Aspen cop reinstated after threat investigation

An Aspen police officer accused by a teenager of threatening to kill him last month will return to duty after the District Attorney’s Office declined to file criminal charges against him, authorities said Friday.

Officer Marcin Debski, whose conduct was vetted by the Colorado Bureau of Investigation, will face disciplinary measures, Aspen assistant police chief Bill Linn said, though he declined to specify what they are.

In a phone interview Friday, Debski said he never threatened the teen and was only trying to protect his daughter from interacting with him.

“I sincerely apologize to the community as a whole and to the Aspen Police Department for my actions that did not live up to my standards,” Debski said. “My intention is always to represent the department with integrity, and I’m sorry not to have upheld that level of professionalism while on duty.”

The father of the teen, however, said he still believes Debski threatened his son, who offered to take a lie-detector test to prove he was telling the truth.

“(My son) deserves justice on this, and I think he’s getting screwed,” said the father, who is not being identified to avoid identifying his underage son. “Given APD’s track record, I don’t think much is going to happen (to Debski) after this.”

The 17-year-old at the center of the drama is involved in two recent drug- and alcohol-related cases investigated by Aspen police and the Pitkin County Sheriff’s Office. One involves teens who allegedly broke into a downtown hotel Jan. 3 and stole alcohol, while the second, which grew out of the first, centers on an Aspen High School senior and his parents accused of giving alcohol, cocaine and other drugs to minors.

The 17-year-old is currently facing several felony charges in Pitkin County District Court related to the first case and others.

As part of court-ordered supervision, the teen was at the Pitkin County Health and Human Services Building on March 22 taking a drug test when he said Debski spotted him in the lobby. Debski, who was armed and wearing his APD uniform, followed the young man to the bus stop and asked if he knew him, the teen told the Times in March.

When the teenager said he didn’t, Debski asked if he knew his daughter. The teen then asked her name and said he did know her. Debski told him he was speaking to him as a father and didn’t want him talking to his daughter.

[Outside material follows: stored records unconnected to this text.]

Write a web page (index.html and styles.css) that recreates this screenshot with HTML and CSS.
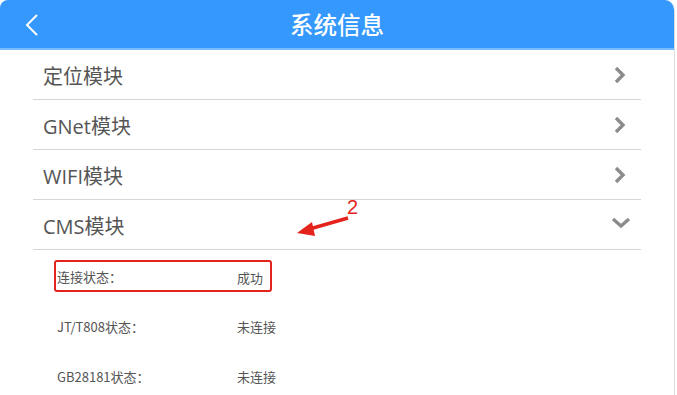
FILE: index.html
```html
<!DOCTYPE html>
<html lang="zh-CN">
<head>
  <meta charset="UTF-8" />
  <meta name="viewport" content="width=device-width, initial-scale=1.0"/>
  <title>系统信息</title>
  <link rel="stylesheet" href="styles.css">
</head>
<body>
  <div class="page">
    <div class="header">
      <svg class="back" width="14" height="24" viewBox="0 0 14 24">
        <path d="M12 2 L2 12 L12 22" fill="none" stroke="#fff" stroke-width="2"/>
      </svg>
      <span class="title">系统信息</span>
    </div>

    <div class="list">
      <div class="row">
        <span class="row-text">定位模块</span>
        <svg class="chev" width="12" height="18" viewBox="0 0 12 18"><path d="M2 2 L9 9 L2 16" fill="none" stroke="#8c8c8c" stroke-width="3.4"/></svg>
      </div>
      <div class="row">
        <span class="row-text">GNet模块</span>
        <svg class="chev" width="12" height="18" viewBox="0 0 12 18"><path d="M2 2 L9 9 L2 16" fill="none" stroke="#8c8c8c" stroke-width="3.4"/></svg>
      </div>
      <div class="row">
        <span class="row-text">WIFI模块</span>
        <svg class="chev" width="12" height="18" viewBox="0 0 12 18"><path d="M2 2 L9 9 L2 16" fill="none" stroke="#8c8c8c" stroke-width="3.4"/></svg>
      </div>
      <div class="row open">
        <span class="row-text">CMS模块</span>
        <svg class="chev-down" width="20" height="12" viewBox="0 0 20 12"><path d="M2 2 L10 9 L18 2" fill="none" stroke="#8c8c8c" stroke-width="3.4"/></svg>

        <div class="note">
          <svg width="70" height="40" viewBox="0 0 70 40">
            <path d="M58 20 L16 32" stroke="#e5231d" stroke-width="3.4" fill="none"/>
            <path d="M7 35 L22 24 L25 38 Z" fill="#e5231d"/>
          </svg>
          <span class="note-num">2</span>
        </div>
      </div>

      <div class="details">
        <div class="detail marked">
          <span class="label">连接状态：</span>
          <span class="value">成功</span>
        </div>
        <div class="detail">
          <span class="label">JT/T808状态：</span>
          <span class="value">未连接</span>
        </div>
        <div class="detail">
          <span class="label">GB28181状态：</span>
          <span class="value">未连接</span>
        </div>
      </div>
    </div>
  </div>
</body>
</html>
```

FILE: styles.css
```css
body {
  margin: 0;
  padding: 0;
  background: #fff;
  font-family: 'Open Sans', 'Noto Sans CJK SC', sans-serif;
  overflow: hidden;
}

.page {
  width: 674px;
  height: 395px;
  border-right: 1px solid #dcdcdc;
  border-radius: 8px 10px 0 0;
  overflow: hidden;
}

.header {
  height: 48px;
  background: #3498fd;
  border-bottom: 2px solid #79bbff;
  display: flex;
  align-items: center;
  justify-content: center;
  position: relative;
}

.back {
  position: absolute;
  left: 25px;
  top: 13px;
}

.title {
  color: #fff;
  font-size: 23.5px;
  font-family: 'Noto Sans CJK SC', sans-serif;
  font-weight: 500;
}

.list {
  margin: 0 33px;
}

.row {
  height: 49px;
  border-bottom: 1px solid #d6d6d6;
  display: flex;
  align-items: center;
  justify-content: space-between;
  padding: 0 15px 0 10px;
  position: relative;
}

.row-text {
  font-size: 20px;
  color: #555;
  padding-top: 2px;
}

.chev-down {
  margin-right: -5px;
  margin-top: -4px;
}

.note {
  position: absolute;
  left: 257px;
  top: -2px;
}

.note svg {
  display: block;
}

.note-num {
  position: absolute;
  left: 57px;
  top: -2px;
  color: #e5231d;
  font-size: 20px;
  font-family: 'Liberation Sans', sans-serif;
}

.details {
  padding-left: 21px;
}

.detail {
  height: 50px;
  display: flex;
  align-items: center;
  font-size: 13px;
  color: #555;
  font-family: 'Noto Sans CJK SC', sans-serif;
}

.detail.marked {
  height: 28px;
  width: 214px;
  margin: 10px 0 9px;
  border: 2px solid #e5231d;
  border-radius: 3px;
}

.label {
  width: 180px;
  padding-left: 3px;
}

.detail.marked .label {
  padding-left: 1px;
}

.detail.marked .value {
  margin-top: 3px;
}
```
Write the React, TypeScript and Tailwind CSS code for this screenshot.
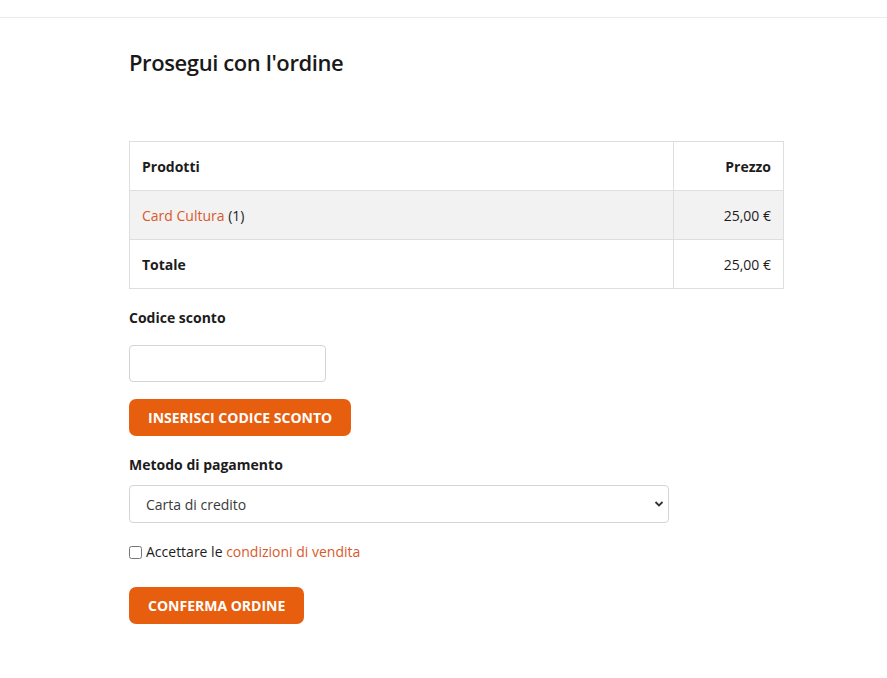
import { useState } from "react";

export default function App() {
  const [accepted, setAccepted] = useState(false);

  return (
    <div className="min-h-[678px] bg-white font-['Open_Sans',sans-serif] text-[#1c1c1c]">
      <div className="h-[18px] border-b border-[#e8ecee]" />
      <main className="ml-[129px] w-[655px] pt-[27px]">
        <h1 className="text-[22px] font-semibold leading-[34px] tracking-[-0.4px] text-[#191919]">
          Prosegui con l'ordine
        </h1>

        <table className="mt-[62px] w-full border-collapse text-[14px]">
          <thead>
            <tr className="h-[49px]">
              <th className="border border-[#dedede] px-3 text-left font-bold">Prodotti</th>
              <th className="w-[110px] border border-[#dedede] px-3 text-right font-bold">Prezzo</th>
            </tr>
          </thead>
          <tbody>
            <tr className="h-[49px] bg-[#f2f2f2]">
              <td className="border border-[#dedede] px-3">
                <a href="#" className="text-[#d9592c]">Card Cultura</a> (1)
              </td>
              <td className="border border-[#dedede] px-3 text-right">25,00 €</td>
            </tr>
            <tr className="h-[49px]">
              <td className="border border-[#dedede] px-3 font-bold">Totale</td>
              <td className="border border-[#dedede] px-3 text-right">25,00 €</td>
            </tr>
          </tbody>
        </table>

        <label className="mt-[19px] block text-[14px] font-bold leading-[20px]">Codice sconto</label>
        <input
          type="text"
          className="mt-[17px] block h-[37px] w-[197px] rounded-[4px] border border-[#d4d4d4] px-3 text-[14px]"
        />
        <button className="mt-[17px] block h-[37px] rounded-[7px] bg-[#e85e0f] px-[19px] text-[14px] font-bold text-white">
          INSERISCI CODICE SCONTO
        </button>

        <label className="mt-[19px] block text-[14px] font-bold leading-[20px]">Metodo di pagamento</label>
        <div className="relative mt-[10px] w-[540px]">
          <select className="block h-[38px] w-full appearance-none rounded-[4px] border border-[#d4d4d4] bg-white px-4 text-[14px] text-[#3a3a3a]">
            <option>Carta di credito</option>
          </select>
          <svg
            className="pointer-events-none absolute right-[5px] top-[15px]"
            width="10"
            height="8"
            viewBox="0 0 10 8"
          >
            <path d="M1.5 2 L5 5.5 L8.5 2" fill="none" stroke="#333" strokeWidth="1.8" />
          </svg>
        </div>

        <label className="mt-[19px] flex items-center gap-[4px] text-[14px] leading-[20px]">
          <input
            type="checkbox"
            checked={accepted}
            onChange={(e) => setAccepted(e.target.checked)}
            className="h-[13px] w-[13px]"
          />
          <span>
            Accettare le <a href="#" className="text-[#d9592c]">condizioni di vendita</a>
          </span>
        </label>

        <button className="mt-[25px] block h-[37px] rounded-[7px] bg-[#e85e0f] px-[19px] text-[14px] font-bold text-white">
          CONFERMA ORDINE
        </button>
      </main>
    </div>
  );
}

“Then he said, ‘I know who you are and if you talk to her again, I will find out and I will f—ing murder you,’” the teen said in a written statement submitted to the sheriff’s office.

Debski said Friday that the account is accurate, except for the threat, which he did not make.

A CBI agent interviewed Debski, the teen and his father in the course of investigating the event, according to Debski and the father.

In a letter Monday to the agent saying he wouldn’t file charges against Debski, District Attorney Jeff Cheney said the “evidence was consistent that Officer Debski was in uniform when he approached (name redacted) at the bus stop.”

“Moreover, I am reasonably certain that Officer Debski told (redacted) to stay away from (redacted) and that he may have said, ‘Stay the f— … away from (redacted),’” Cheney wrote in the letter, which APD released Friday.

However, Cheney noted the teen told the CBI agent Debski never raised his voice, did not touch him and, while he spoke in a stern voice, remained calm, according to the letter.

“Except for the assertion of (redacted) that Officer Debski threatened to kill him, there is no evidence sufficient to support a reasonable person to believe that Officer Debski did, in fact, make such a threat,” Cheney wrote. “Despite there being a number of potential witnesses, who would have overheard such a threat, no one corroborated (redacted) assertion.”

Finally, Debski’s credibility was further enhanced when he adamantly insisted he didn’t make the death threat despite being told by the agent of the presence of witnesses and the possibility of a recording, Cheney wrote.

“In short, the evidence is insufficient to form probable cause that any criminal offense(s) occurred,” Cheney concluded.

The teen’s father Friday said none of the witnesses at the bus stop on Castle Creek Road heard Debski because he was inches from his son’s face and spoke quietly. Further, Debski had no professional reason to follow his son in the first place, he said.

“(Debski’s) not part of the investigations (into his son),” the father said. “(My son) was doing what he was supposed to be doing. Why would he make contact with (my son) other than to make a threat?”

Debski said Friday the teen was never threatening toward his daughter, but declined to talk further about why he felt the need to speak to him that day.

“I shouldn’t have done it in uniform,” Debski said.

Debski, who has been on administrative leave since March 22, said he will likely be back on patrol duty in the next couple weeks.

“It’s definitely a relief,” he said of the end of the investigation.

Aspen Police Chief Richard Pryor has said that up until the complaint from the teen, Debski’s record with the department was “exemplary.” Debski was previously a Pitkin County sheriff’s deputy.